Des crimes « atroces »

Quid de leur sécurité ? « Nous avons fait face à certains cas exceptionnels, des confrontations avec des Libanais, mais cela est très rare. Nous ne nions pas que nos protégés ont commis quelques fautes. Heureusement les forces de sécurité locales coopèrent avec chaque personne portant sur elle les papiers d'identité remis par l'évêché. Nous arrivons à régler ces problèmes et je suis moi-même intervenu à plusieurs reprises avec les autorités », a-t-il indiqué, saluant leur empathie à l'égard de sa communauté.
Interrogé sur leurs activités, et notamment celles des jeunes, il a écarté le risque de toute occupation illégale. « Il est vrai que la plupart des réfugiés ne sont pas qualifiés, et qu'il est même difficile de leur débrouiller des postes simples, concierges par exemple, mais nous assurons des cours d'éducation religieuse à nos jeunes et faisons tout le possible pour les éloigner de la rue », a-t-il tenu à répéter.

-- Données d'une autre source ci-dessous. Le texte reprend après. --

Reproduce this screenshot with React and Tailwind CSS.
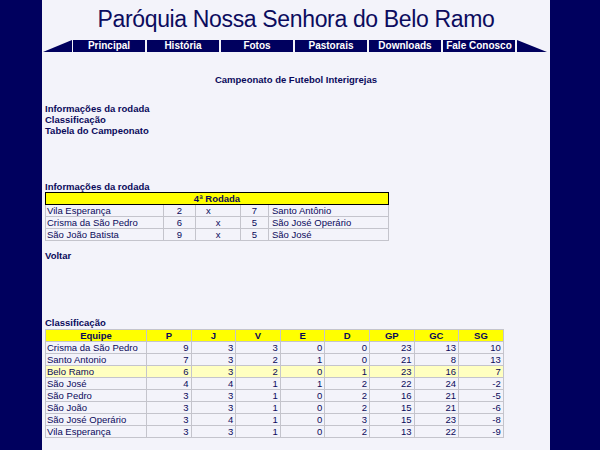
import React from 'react'

const NAV_ITEMS = ['Principal', 'História', 'Fotos', 'Pastorais', 'Downloads', 'Fale Conosco']

const ROUND_GAMES = [
  { home: 'Vila Esperança', hs: 2, as: 7, away: 'Santo Antônio', xLeft: true },
  { home: 'Crisma da São Pedro', hs: 6, as: 5, away: 'São José Operário' },
  { home: 'São João Batista', hs: 9, as: 5, away: 'São José' },
]

const COLUMNS = ['P', 'J', 'V', 'E', 'D', 'GP', 'GC', 'SG']

const STANDINGS = [
  ['Crisma da São Pedro', 9, 3, 3, 0, 0, 23, 13, 10],
  ['Santo Antonio', 7, 3, 2, 1, 0, 21, 8, 13],
  ['Belo Ramo', 6, 3, 2, 0, 1, 23, 16, 7],
  ['São José', 4, 4, 1, 1, 2, 22, 24, -2],
  ['São Pedro', 3, 3, 1, 0, 2, 16, 21, -5],
  ['São João', 3, 3, 1, 0, 2, 15, 21, -6],
  ['São José Operário', 3, 4, 1, 0, 3, 15, 23, -8],
  ['Vila Esperança', 3, 3, 1, 0, 2, 13, 22, -9],
]

const cell = 'border border-[#c4c4cc] h-[12px] p-0 leading-[11px]'

export default function App() {
  return (
    <div
      className="flex w-[600px] h-[450px] overflow-hidden text-[#0a0a5a]"
      style={{ fontFamily: "'Liberation Sans', Arial, sans-serif" }}
    >
      <div className="w-[42px] shrink-0 bg-[#00005e]" />

      <main className="w-[508px] shrink-0 bg-[#f3f3fa] flex flex-col">
        {/* Title */}
        <div className="h-[40px] pt-[6px] text-center">
          <h1 className="text-[23px] leading-[26px] tracking-[-0.35px] text-[#0c0c5e]">
            Paróquia Nossa Senhora do Belo Ramo
          </h1>
        </div>

        {/* Menu */}
        <nav className="flex h-[12px] pl-[1px]">
          <svg width="29" height="12" viewBox="0 0 29 12" className="shrink-0">
            <polygon points="0,12 29,0 29,12" fill="#00005e" />
          </svg>
          <div className="flex gap-[2px] ml-[1px]">
            {NAV_ITEMS.map((item) => (
              <span
                key={item}
                className="w-[72px] h-[12px] bg-[#00005e] text-white text-[10px] font-bold leading-[12px] text-center"
              >
                {item}
              </span>
            ))}
          </div>
          <svg width="30" height="12" viewBox="0 0 30 12" className="shrink-0 ml-[2px]">
            <polygon points="0,0 0,12 30,12" fill="#00005e" />
          </svg>
        </nav>

        <div className="text-[9.5px] px-[3px]">
          <p className="mt-[22px] font-bold text-center leading-[12px]">
            Campeonato de Futebol Interigrejas
          </p>

          {/* Links */}
          <div className="mt-[17px] font-bold leading-[11px] flex flex-col">
            <span>Informações da rodada</span>
            <span>Classificação</span>
            <span>Tabela do Campeonato</span>
          </div>

          {/* Round */}
          <p className="mt-[45px] font-bold leading-[11px]">Informações da rodada</p>
          <table className="w-[343px] border-collapse table-fixed">
            <colgroup>
              <col className="w-[118px]" />
              <col className="w-[32px]" />
              <col className="w-[45px]" />
              <col className="w-[28px]" />
              <col className="w-[120px]" />
            </colgroup>
            <tbody>
              <tr>
                <td colSpan={5} className="border border-black bg-[#ffff00] h-[12px] p-0 leading-[11px] text-center font-bold">
                  4ª Rodada
                </td>
              </tr>
              {ROUND_GAMES.map((g) => (
                <tr key={g.home}>
                  <td className={`${cell} pl-[1px]`}>{g.home}</td>
                  <td className={`${cell} text-center`}>{g.hs}</td>
                  <td className={`${cell} ${g.xLeft ? 'text-left pl-[10px]' : 'text-center'}`}>x</td>
                  <td className={`${cell} text-center`}>{g.as}</td>
                  <td className={`${cell} pl-[3px]`}>{g.away}</td>
                </tr>
              ))}
            </tbody>
          </table>

          <p className="mt-[9px] font-bold leading-[12px]">Voltar</p>

          {/* Standings */}
          <p className="mt-[55px] font-bold leading-[12px]">Classificação</p>
          <table className="w-[458px] border-collapse table-fixed">
            <colgroup>
              <col className="w-[101px]" />
              {COLUMNS.map((c) => (
                <col key={c} className="w-[44.6px]" />
              ))}
            </colgroup>
            <thead>
              <tr className="bg-[#ffff00]">
                <th className={`${cell} font-bold text-center`}>Equipe</th>
                {COLUMNS.map((c) => (
                  <th key={c} className={`${cell} font-bold text-center`}>{c}</th>
                ))}
              </tr>
            </thead>
            <tbody>
              {STANDINGS.map(([team, ...nums]) => (
                <tr key={team} className={team === 'Belo Ramo' ? 'bg-[#ffffc0]' : ''}>
                  <td className={`${cell} pl-[1px]`}>{team}</td>
                  {nums.map((n, i) => (
                    <td key={i} className={`${cell} text-right pr-[2px]`}>{n}</td>
                  ))}
                </tr>
              ))}
            </tbody>
          </table>
        </div>
      </main>

      <div className="flex-1 bg-[#00005e]" />
    </div>
  )
}
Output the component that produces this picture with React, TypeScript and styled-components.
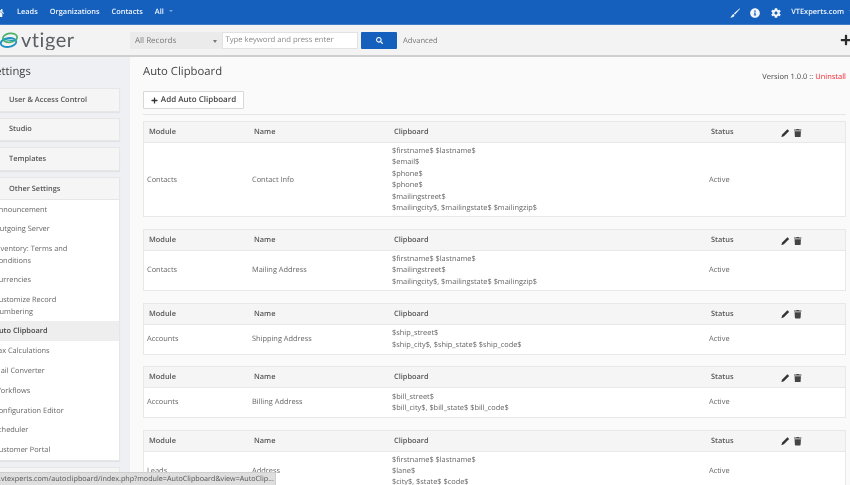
import React from "react";
import styled, { createGlobalStyle } from "styled-components";
import { FaCog, FaHome, FaInfoCircle, FaPlus, FaSearch, FaTrash } from "react-icons/fa";

const Global = createGlobalStyle`
  html, body { margin: 0; padding: 0; background: #fafafa; overflow: hidden; }
  * { box-sizing: border-box; }
`;

const Page = styled.div`
  position: relative;
  width: 850px;
  height: 485px;
  overflow: hidden;
  display: flex;
  flex-direction: column;
  background: #fafafa;
  color: #555;
  font-family: "Open Sans", "Liberation Sans", sans-serif;
  font-size: 7.4px;
  line-height: 11.4px;
  text-rendering: geometricPrecision;
  filter: blur(0.4px);
`;

const TopBar = styled.header`
  flex: none;
  height: 25px;
  padding-top: 1px;
  background: #1560bd;
  border-bottom: 1px solid #3d7cc9;
  display: flex;
  align-items: center;
  color: #f2f6fb;
  font-weight: 600;
  overflow: hidden;
`;
const HomeIcon = styled(FaHome)`
  width: 10px;
  height: 10px;
  margin-left: -6px;
  margin-right: 13px;
`;
const NavLink = styled.span`
  margin-right: 12px;
  white-space: nowrap;
`;
const Caret = styled.i`
  display: inline-block;
  width: 0;
  height: 0;
  margin-left: 5px;
  vertical-align: 2px;
  border-left: 2.5px solid transparent;
  border-right: 2.5px solid transparent;
  border-top: 2.5px solid #7fa8dc;
`;
const TopRight = styled.div`
  margin-left: auto;
  display: flex;
  align-items: center;
  margin-right: -15px;
`;
const TopIcon = styled.span`
  display: flex;
  margin-right: 10.5px;
  color: #f2f6fb;
  svg { width: 10px; height: 10px; }
`;

const SearchBar = styled.div`
  flex: none;
  height: 32px;
  background: #f3f3f3;
  border-bottom: 2px solid #cfcfcf;
  display: flex;
  align-items: center;
  position: relative;
`;
const Logo = styled.div`
  width: 130px;
  flex: none;
  display: flex;
  align-items: center;
  overflow: hidden;
`;
const LogoMark = styled.svg`
  width: 20px;
  height: 18px;
  margin-left: -1px;
  flex: none;
`;
const LogoText = styled.span`
  margin-left: 2px;
  font-family: "Lato", "Liberation Sans", sans-serif;
  font-size: 20px;
  line-height: 20px;
  letter-spacing: 0.55px;
  font-weight: 400;
  color: #5a5f63;
`;
const RecordSelect = styled.div`
  width: 92px;
  height: 17px;
  padding: 2px 5px 0;
  background: #ebebeb;
  color: #777;
  font-size: 8px;
  display: flex;
  align-items: center;
  justify-content: space-between;
`;
const SelectCaret = styled.i`
  width: 0;
  height: 0;
  border-left: 2px solid transparent;
  border-right: 2px solid transparent;
  border-top: 3px solid #777;
`;
const SearchInput = styled.div`
  width: 136px;
  height: 17px;
  background: #fff;
  border: 1px solid #e2e2e2;
  color: #8a8a8a;
  font-size: 7.7px;
  padding: 2px 2.5px 0;
  display: flex;
  align-items: center;
`;
const SearchButton = styled.div`
  width: 36px;
  height: 17px;
  margin-left: 3px;
  background: #1560bd;
  color: #fff;
  border-radius: 1px;
  display: flex;
  align-items: center;
  justify-content: center;
  svg { width: 7px; height: 7px; }
`;
const Advanced = styled.span`
  margin: 3px 0 0 6px;
  color: #777;
  font-size: 7.6px;
`;
const BigPlus = styled(FaPlus)`
  position: absolute;
  right: -2px;
  top: 9px;
  width: 12px;
  height: 12px;
  color: #2b2b2b;
`;

const Body = styled.div`
  flex: 1;
  min-height: 0;
  display: flex;
`;
const Sidebar = styled.aside`
  width: 130px;
  flex: none;
  background: #eef0f4;
  overflow: hidden;
  padding-right: 10px;
`;
const SideTitle = styled.h2`
  margin: 7px 0 8px -11px;
  font-size: 11.3px;
  line-height: 16px;
  font-weight: 400;
  color: #444;
`;
const SidePanel = styled.div`
  background: #f5f5f5;
  border: 1px solid #e6e6e6;
  border-left: 0;
  box-shadow: 0 1px 1px rgba(0, 0, 0, 0.05);
  margin-bottom: 6.2px;
`;
const SideHeader = styled.div`
  height: 21.5px;
  display: flex;
  align-items: center;
  padding: 1.5px 0 0 9px;
  color: #555;
  font-weight: 600;
`;
const SideList = styled.ul`
  list-style: none;
  margin: -1px 0 0;
  padding: 0;
  background: #fff;
  border-top: 1px solid #e6e6e6;
`;
const SideItem = styled.li<{ $active?: boolean }>`
  padding: 5px 10px 3.4px 0;
  background: ${(p) => (p.$active ? "#eeeeee" : "transparent")};
  color: ${(p) => (p.$active ? "#444" : "#666")};
  font-weight: ${(p) => (p.$active ? 600 : 400)};
  overflow: hidden;
  span { display: block; margin-left: -6px; }
`;

const Main = styled.main`
  flex: 1;
  min-width: 0;
  padding: 7px 4px 0 13px;
  overflow: hidden;
  background: #fafafa;
`;
const TitleRow = styled.div`
  display: flex;
  justify-content: space-between;
  align-items: flex-start;
  height: 27px;
`;
const Title = styled.h1`
  margin: 0;
  font-size: 11.3px;
  line-height: 16px;
  font-weight: 400;
  color: #444;
`;
const Version = styled.div`
  margin-top: 8px;
  color: #444;
  font-size: 7.5px;
`;
const Uninstall = styled.span`
  color: #f3232f;
`;
const AddButton = styled.div`
  width: 101px;
  height: 18px;
  background: #fff;
  border: 1px solid #d8d8d8;
  border-radius: 1px;
  color: #444;
  font-size: 8px;
  font-weight: 600;
  display: flex;
  align-items: center;
  justify-content: center;
  gap: 3px;
  svg { width: 7px; height: 7px; color: #333; }
`;
const Divider = styled.hr`
  margin: 5px 0 6px;
  border: 0;
  border-top: 1px solid #e6e6e6;
`;
const Table = styled.table`
  width: 100%;
  table-layout: fixed;
  border-collapse: separate;
  border-spacing: 0;
  background: #fff;
  border: 1px solid #e8e8e8;
  margin-bottom: 11.5px;
`;
const Th = styled.th<{ $w?: number }>`
  width: ${(p) => (p.$w ? `${p.$w}px` : "auto")};
  height: 21px;
  padding: 2px 5px 0;
  background: #f5f5f5;
  border-bottom: 1px solid #e8e8e8;
  text-align: left;
  font-weight: 600;
  color: #555;
`;
const Td = styled.td`
  padding: 3px 3px 2px;
  height: 29px;
  vertical-align: middle;
  color: #666;
`;
const ClipLine = styled.div`
  white-space: nowrap;
`;
const Actions = styled.div`
  display: flex;
  align-items: center;
  gap: 4.5px;
  color: #333;
`;
const PencilIcon = styled.svg`
  width: 8.5px;
  height: 8.5px;
  flex: none;
`;
const TrashIcon = styled(FaTrash)`
  width: 7.5px;
  height: 8.5px;
  flex: none;
  color: #444;
`;
const BrushIcon = styled.svg`
  width: 10px;
  height: 10px;
  display: block;
`;
const StatusBar = styled.div`
  position: absolute;
  left: 0;
  bottom: 0;
  width: 276px;
  height: 13px;
  background: #dedede;
  border-top: 1px solid #cfcfcf;
  border-right: 1px solid #cfcfcf;
  border-top-right-radius: 2px;
  color: #555;
  font-size: 7.2px;
  white-space: nowrap;
  overflow: hidden;
  line-height: 12px;
  span { display: block; margin-left: -1px; }
`;

const rows = [
  { module: "Contacts", name: "Contact Info", lines: ["$firstname$ $lastname$", "$email$", "$phone$", "$phone$", "$mailingstreet$", "$mailingcity$, $mailingstate$ $mailingzip$"] },
  { module: "Contacts", name: "Mailing Address", lines: ["$firstname$ $lastname$", "$mailingstreet$", "$mailingcity$, $mailingstate$ $mailingzip$"] },
  { module: "Accounts", name: "Shipping Address", lines: ["$ship_street$", "$ship_city$, $ship_state$ $ship_code$"] },
  { module: "Accounts", name: "Billing Address", lines: ["$bill_street$", "$bill_city$, $bill_state$ $bill_code$"] },
  { module: "Leads", name: "Address", lines: ["$firstname$ $lastname$", "$lane$", "$city$, $state$ $code$"] },
];

const items: { label: React.ReactNode; active?: boolean }[] = [
  { label: "Announcement" },
  { label: "Outgoing Server" },
  { label: <>Inventory: Terms and<br />Conditions</> },
  { label: "Currencies" },
  { label: <>Customize Record<br />Numbering</> },
  { label: "Auto Clipboard", active: true },
  { label: "Tax Calculations" },
  { label: "Mail Converter" },
  { label: "Workflows" },
  { label: "Configuration Editor" },
  { label: "Scheduler" },
  { label: "Customer Portal" },
];

export default function App() {
  return (
    <Page>
      <Global />
      <TopBar>
        <HomeIcon />
        <NavLink>Leads</NavLink>
        <NavLink>Organizations</NavLink>
        <NavLink>Contacts</NavLink>
        <NavLink>All<Caret /></NavLink>
        <TopRight>
          <TopIcon>
            <BrushIcon viewBox="0 0 10 10">
              <path d="M9.8 0.2 L9.9 0.9 L5 6.6 L3.8 5.5 Z M3.4 6 L4.5 7 C4.4 8.8 2.4 9.6 0.2 9.6 C1.6 8.8 1.8 6.8 3.4 6 Z" fill="currentColor" />
            </BrushIcon>
          </TopIcon>
          <TopIcon><FaInfoCircle /></TopIcon>
          <TopIcon><FaCog /></TopIcon>
          <NavLink>VTExperts.com<Caret /></NavLink>
        </TopRight>
      </TopBar>
      <SearchBar>
        <Logo>
          <LogoMark viewBox="0 0 20 18">
            <ellipse cx="9.5" cy="11.5" rx="7.8" ry="4.4" transform="rotate(-8 9.5 11.5)" fill="none" stroke="#1f8fc4" strokeWidth="1.8" />
            <ellipse cx="11" cy="6.8" rx="7.2" ry="4.4" transform="rotate(-8 11 6.8)" fill="none" stroke="#4eb26b" strokeWidth="1.8" />
            <path d="M3 9.5 C7 6.5 13 12 17.5 8.5" fill="none" stroke="#22a3b5" strokeWidth="1.4" />
          </LogoMark>
          <LogoText>vtiger</LogoText>
        </Logo>
        <RecordSelect>All Records<SelectCaret /></RecordSelect>
        <SearchInput>Type keyword and press enter</SearchInput>
        <SearchButton><FaSearch /></SearchButton>
        <Advanced>Advanced</Advanced>
        <BigPlus />
      </SearchBar>
      <Body>
        <Sidebar>
          <SideTitle>Settings</SideTitle>
          <SidePanel><SideHeader>User &amp; Access Control</SideHeader></SidePanel>
          <SidePanel><SideHeader>Studio</SideHeader></SidePanel>
          <SidePanel><SideHeader>Templates</SideHeader></SidePanel>
          <SidePanel>
            <SideHeader>Other Settings</SideHeader>
            <SideList>
              {items.map((it, i) => (
                <SideItem key={i} $active={it.active}><span>{it.label}</span></SideItem>
              ))}
            </SideList>
          </SidePanel>
          <SidePanel><SideHeader /></SidePanel>
        </Sidebar>
        <Main>
          <TitleRow>
            <Title>Auto Clipboard</Title>
            <Version>Version 1.0.0 :: <Uninstall>Uninstall</Uninstall></Version>
          </TitleRow>
          <AddButton><FaPlus />Add Auto Clipboard</AddButton>
          <Divider />
          {rows.map((r, i) => (
            <Table key={i}>
              <thead>
                <tr>
                  <Th $w={105}>Module</Th>
                  <Th $w={140}>Name</Th>
                  <Th $w={317}>Clipboard</Th>
                  <Th $w={70}>Status</Th>
                  <Th>
                    <Actions>
                      <PencilIcon viewBox="0 0 10 10">
                        <path d="M7.6 0.4 L9.6 2.4 L3.4 8.6 L0.4 9.6 L1.4 6.6 Z" fill="currentColor" />
                      </PencilIcon>
                      <TrashIcon />
                    </Actions>
                  </Th>
                </tr>
              </thead>
              <tbody>
                <tr>
                  <Td>{r.module}</Td>
                  <Td>{r.name}</Td>
                  <Td>{r.lines.map((l, j) => <ClipLine key={j}>{l}</ClipLine>)}</Td>
                  <Td>Active</Td>
                  <Td />
                </tr>
              </tbody>
            </Table>
          ))}
        </Main>
      </Body>
      <StatusBar><span>.vtexperts.com/autoclipboard/index.php?module=AutoClipboard&amp;view=AutoClip...</span></StatusBar>
    </Page>
  );
}
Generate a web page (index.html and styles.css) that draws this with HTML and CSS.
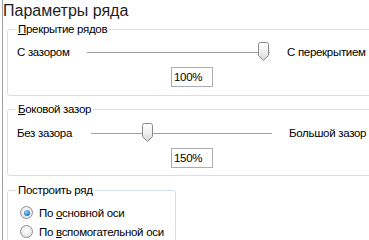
FILE: index.html
```html
<!DOCTYPE html>
<html lang="ru">
<head>
    <meta charset="UTF-8">
    <title>Параметры ряда</title>
    <link rel="stylesheet" href="styles.css">
</head>
<body>
    <div class="panel">
        <h1>Параметры ряда</h1>

        <fieldset class="group wide">
            <legend><u>П</u>рекрытие рядов</legend>
            <div class="slider-row">
                <span class="lbl lbl-overlap">С зазором</span>
                <div class="track track-overlap">
                    <span class="thumb thumb-overlap">
                        <svg width="11" height="19" viewBox="0 0 11 19">
                            <defs>
                                <linearGradient id="tg1" x1="0" y1="0" x2="0" y2="1">
                                    <stop offset="0" stop-color="#ffffff"/>
                                    <stop offset="0.55" stop-color="#f0f0f0"/>
                                    <stop offset="1" stop-color="#d4d4d4"/>
                                </linearGradient>
                            </defs>
                            <path d="M2.5 0.5 H8.5 Q10.5 0.5 10.5 2.5 V13.5 L5.5 18.5 L0.5 13.5 V2.5 Q0.5 0.5 2.5 0.5 Z" fill="url(#tg1)" stroke="#8a8a8a"/>
                        </svg>
                    </span>
                </div>
                <span class="lbl">С перекрытием</span>
            </div>
            <div class="value-box">100%</div>
        </fieldset>

        <fieldset class="group wide second">
            <legend><u>Б</u>оковой зазор</legend>
            <div class="slider-row">
                <span class="lbl lbl-gap">Без зазора</span>
                <div class="track track-gap">
                    <span class="thumb thumb-gap">
                        <svg width="11" height="19" viewBox="0 0 11 19">
                            <defs>
                                <linearGradient id="tg2" x1="0" y1="0" x2="0" y2="1">
                                    <stop offset="0" stop-color="#ffffff"/>
                                    <stop offset="0.55" stop-color="#f0f0f0"/>
                                    <stop offset="1" stop-color="#d4d4d4"/>
                                </linearGradient>
                            </defs>
                            <path d="M2.5 0.5 H8.5 Q10.5 0.5 10.5 2.5 V13.5 L5.5 18.5 L0.5 13.5 V2.5 Q0.5 0.5 2.5 0.5 Z" fill="url(#tg2)" stroke="#8a8a8a"/>
                        </svg>
                    </span>
                </div>
                <span class="lbl">Большой зазор</span>
            </div>
            <div class="value-box">150%</div>
        </fieldset>

        <fieldset class="group narrow">
            <legend>Построить ряд</legend>
            <label class="radio-row"><span class="radio checked"></span><span>По <u>о</u>сновной оси</span></label>
            <label class="radio-row"><span class="radio"></span><span>По <u>в</u>спомогательной оси</span></label>
        </fieldset>
    </div>
</body>
</html>
```

FILE: styles.css
```css
body {
    margin: 0;
    background: #ffffff;
    font-family: "Liberation Sans", Arial, sans-serif;
    font-size: 11.5px;
    letter-spacing: -0.3px;
    color: #000000;
    overflow: hidden;
    width: 369px;
    height: 240px;
}
.panel {
    margin-left: 2px;
    border-left: 1px solid #a0a0a0;
    padding-left: 4px;
    height: 240px;
}
h1 {
    margin: 0 0 0 -4px;
    height: 22px;
    font-size: 16px;
    font-weight: normal;
    letter-spacing: 0;
    line-height: 21px;
    color: #1e1e1e;
}
.group {
    margin: 0;
    padding: 0 0 0 9px;
    border: 1px solid #d5dfe5;
    border-radius: 3px;
}
.wide {
    width: 400px;
    padding-bottom: 8px;
}
.second {
    margin-top: 6px;
    padding-bottom: 7px;
}
.narrow {
    width: 158px;
    margin-top: 7px;
    padding-bottom: 4px;
}
legend {
    padding: 0 2px;
    margin-left: -1px;
    line-height: 14px;
}
.slider-row {
    display: flex;
    align-items: center;
    height: 20px;
    margin-top: 6px;
}
.second .slider-row {
    margin-top: 7px;
}
.lbl-overlap {
    width: 70px;
}
.lbl-gap {
    width: 74px;
}
.track {
    position: relative;
    height: 1px;
    background: #a0a0a0;
    margin-right: 17px;
}
.track-overlap {
    width: 183px;
}
.track-gap {
    width: 181px;
}
.thumb {
    position: absolute;
    top: -10px;
    line-height: 0;
}
.thumb-overlap {
    left: 171px;
}
.thumb-gap {
    left: 51px;
}
.value-box {
    width: 38px;
    height: 18px;
    margin: 5px 0 0 154px;
    border: 1px solid #abadb3;
    line-height: 18px;
    padding-left: 2px;
}
.radio-row {
    display: flex;
    align-items: center;
    height: 19px;
    margin-left: 3px;
}
.radio-row:first-of-type {
    margin-top: 6px;
}
.radio {
    width: 11px;
    height: 11px;
    border: 1px solid #8e8f8f;
    border-radius: 50%;
    margin-right: 6px;
    background: radial-gradient(circle at 50% 40%, #ffffff 0, #f2f2f2 40%, #d9d9d9 100%);
    display: flex;
    align-items: center;
    justify-content: center;
}
.radio.checked::after {
    content: "";
    width: 6px;
    height: 6px;
    border-radius: 50%;
    background: radial-gradient(circle at 40% 35%, #9fdcff 0, #2d8fd8 50%, #0e4f94 100%);
}
```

Concernant la situation en Irak, le P. Denha assure que tout ce qui est dit à propos des exactions de l'EI est « malheureusement » vrai. « Des crimes atroces sont commis chaque jour », renchérit-il, affirmant toutefois qu'il attend la fin de ses études pour y retourner : « C'est mon pays, c'est ma maison, et je ne suis pas près d'en être chassé. Cette décision est beaucoup plus difficile pour les familles, surtout celles aves enfants, mais je conseille à tous les émigrés de revenir en Irak pour le défendre, et protéger la communauté chrétienne. Je suis prêt à aider chaque individu à résister et lui fournir tout soutien possible », conclut-il, les yeux brillants de détermination...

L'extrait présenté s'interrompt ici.